T/C makes a good gun, it can stand some abuse some others may not endure however you never know what the limits are until it's too late


----------



## Dawitner (Apr 25, 2004)

I too finally found some of the Blackhorn 209, Sportsmen's Den in Shelby. If the weather cooperates tomorrow I am going to give it a try. Got tired of the crud problems with the 777. Supposedly IMR has a new pellet out for trial right now that is white. Not supposed to have the problems that 777 has. 
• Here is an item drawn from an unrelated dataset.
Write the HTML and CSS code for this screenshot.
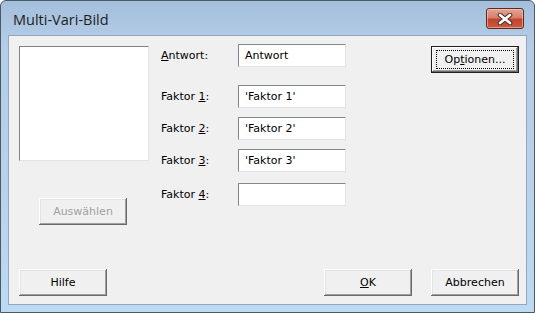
FILE: index.html
```html
<!DOCTYPE html>
<html lang="de">
<head>
  <meta charset="UTF-8" />
  <title>Multi-Vari-Bild</title>
  <link rel="stylesheet" href="styles.css">
</head>
<body>

  <div class="window">
    <div class="titlebar">
      <span class="title">Multi-Vari-Bild</span>
      <button class="close" type="button" aria-label="Schließen">
        <svg width="18" height="12" viewBox="0 0 18 12">
          <path d="M4 2 L14 10 M14 2 L4 10" stroke="#4a2a24" stroke-width="4.6" stroke-linecap="round"/>
          <path d="M4 2 L14 10 M14 2 L4 10" stroke="#fff" stroke-width="2.6" stroke-linecap="round"/>
        </svg>
      </button>
    </div>

    <div class="client">
      <div class="top">
        <div class="left-col">
          <div class="listbox"></div>
          <button class="btn" type="button" disabled>Auswählen</button>
        </div>

        <div class="fields">
          <div class="row first">
            <label class="lbl"><u>A</u>ntwort:</label>
            <div class="textbox">Antwort</div>
          </div>
          <div class="row">
            <label class="lbl">Faktor <u>1</u>:</label>
            <div class="textbox">'Faktor 1'</div>
          </div>
          <div class="row">
            <label class="lbl">Faktor <u>2</u>:</label>
            <div class="textbox">'Faktor 2'</div>
          </div>
          <div class="row">
            <label class="lbl">Faktor <u>3</u>:</label>
            <div class="textbox">'Faktor 3'</div>
          </div>
          <div class="row last">
            <label class="lbl">Faktor <u>4</u>:</label>
            <div class="textbox"></div>
          </div>
        </div>

        <div class="right-col">
          <button class="btn default" type="button"><span class="focus">Op<u>t</u>ionen...</span></button>
        </div>
      </div>

      <div class="bottom">
        <button class="btn" type="button">Hilfe</button>
        <div class="spacer"></div>
        <button class="btn" type="button"><u>O</u>K</button>
        <button class="btn" type="button">Abbrechen</button>
      </div>
    </div>
  </div>

</body>
</html>
```

FILE: styles.css
```css
* {
  margin: 0;
  padding: 0;
  box-sizing: border-box;
}

body {
  background: #fff;
  font-family: 'DejaVu Sans', sans-serif;
}

.window {
  width: 535px;
  height: 313px;
  display: flex;
  flex-direction: column;
  border: 1px solid #4b5866;
  border-radius: 6px 6px 0 0;
  background: linear-gradient(180deg, #a4bfdc 0%, #b5cde7 15%, #b8d2ec 60%, #bcdaf2 100%);
  padding: 0 7px 7px 7px;
  overflow: hidden;
}

.titlebar {
  height: 34px;
  display: flex;
  align-items: center;
  padding-left: 5px;
  padding-top: 3px;
}

.title {
  font-family: 'Open Sans', sans-serif;
  font-size: 14.5px;
  color: #1e1e1e;
  flex: 1;
}

.close {
  width: 38px;
  height: 21px;
  margin-right: 3px;
  margin-top: -2px;
  border: 1px solid #5c2a22;
  border-radius: 3px;
  background: linear-gradient(180deg, #e3a596 0%, #d6806c 45%, #c2452e 55%, #c95a40 100%);
  box-shadow: inset 0 0 0 1px rgba(255, 220, 210, 0.5);
  display: flex;
  align-items: center;
  justify-content: center;
}

.client {
  flex: 1;
  background: #f0f0f0;
  border: 1px solid #91a6bf;
  display: flex;
  flex-direction: column;
  justify-content: space-between;
  padding: 8px 7px 8px 9px;
  font-size: 11px;
  color: #000;
}

.top {
  display: flex;
}

.left-col {
  width: 139px;
  display: flex;
  flex-direction: column;
  padding-left: 1px;
  padding-top: 2px;
}

.listbox {
  width: 130px;
  height: 115px;
  background: #fff;
  border: 1px solid #e3e3e3;
  border-top-color: #828282;
  border-left-color: #828282;
}

.left-col .btn {
  margin-top: 37px;
  margin-left: 20px;
}

.fields {
  display: flex;
  flex-direction: column;
  gap: 9px;
  padding-left: 4px;
}

.row {
  display: flex;
  align-items: center;
  height: 23px;
}

.row.first {
  margin-bottom: 9px;
}

.row.last {
  margin-top: 2px;
}

.lbl {
  width: 77px;
  font-size: 11px;
}

.textbox {
  width: 108px;
  height: 23px;
  background: #fff;
  border: 1px solid #e3e3e3;
  border-top-color: #828790;
  border-left-color: #828790;
  padding: 4px 0 0 6px;
  white-space: nowrap;
}

.right-col {
  flex: 1;
  display: flex;
  justify-content: flex-end;
  padding-top: 2px;
}

.btn {
  width: 88px;
  height: 27px;
  font-family: 'DejaVu Sans', sans-serif;
  font-size: 11px;
  color: #000;
  background: #f0f0f0;
  border: none;
  box-shadow: inset -1px -1px 0 #696969, inset 1px 1px 0 #fff, inset -2px -2px 0 #a0a0a0, inset 2px 2px 0 #e3e3e3;
  display: flex;
  align-items: center;
  justify-content: center;
}

.btn:disabled {
  color: #a0a0a0;
}

.btn.default {
  box-shadow: inset 0 0 0 1px #1e1e1e, inset -2px -2px 0 #696969, inset 2px 2px 0 #fff, inset -3px -3px 0 #a0a0a0;
}

.btn .focus {
  border: 1px dotted #000;
  width: 78px;
  height: 19px;
  display: flex;
  align-items: center;
  justify-content: center;
}

.bottom {
  display: flex;
  gap: 19px;
  padding-left: 1px;
}

.bottom .spacer {
  flex: 1;
}
```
One thing I have read and it even says it on the bottle is that you have to clean Blackhorn with regular oil based gun cleaners. Use Hoppe's then dry patch it should do the trick. We will see !!!!


----------



## Cool Hunter (Dec 8, 2004)

Just tried the Blackhorn 209 yesterday. I didn't have any of the problems I had before. Used the 250 grain barnes TMZ and 100 grains of BH209. Easy loading. Not one load was even close to not seating. All seated well and all sabots flew true. Then I cleaned the gun. Awesome!!! Looked down the barrel before cleaning and after 10 shots yesterday, it looked cleaner than one shot with pyrodex or triple 7. Its by far the best powder I have used. Just kept smiling while I was shooting.


----------



## Bulldog1149 (Feb 26, 2006)

I shoot an TC omega and it is a bear to get the second shot seated. I have a mark on my ramrod to verify the depth. I have found that I simply drop in my two pellets (100 gr), drop in the sabot for my hornady xtp, then I drop in the bullet. The sabot will go to the bottom and then you push the last 3/8 of an inch and you done. I san someone else do this and I have been doing the same ever since, without any problems. I shoot pyrodex powder as well.


----------



## bkr43050 (Apr 5, 2004)

Bulldog1149 said:


> I shoot an TC omega and it is a bear to get the second shot seated. I have a mark on my ramrod to verify the depth. I have found that I simply drop in my two pellets (100 gr), drop in the sabot for my hornady xtp, then I drop in the bullet. The sabot will go to the bottom and then you push the last 3/8 of an inch and you done. I san someone else do this and I have been doing the same ever since, without any problems. I shoot pyrodex powder as well.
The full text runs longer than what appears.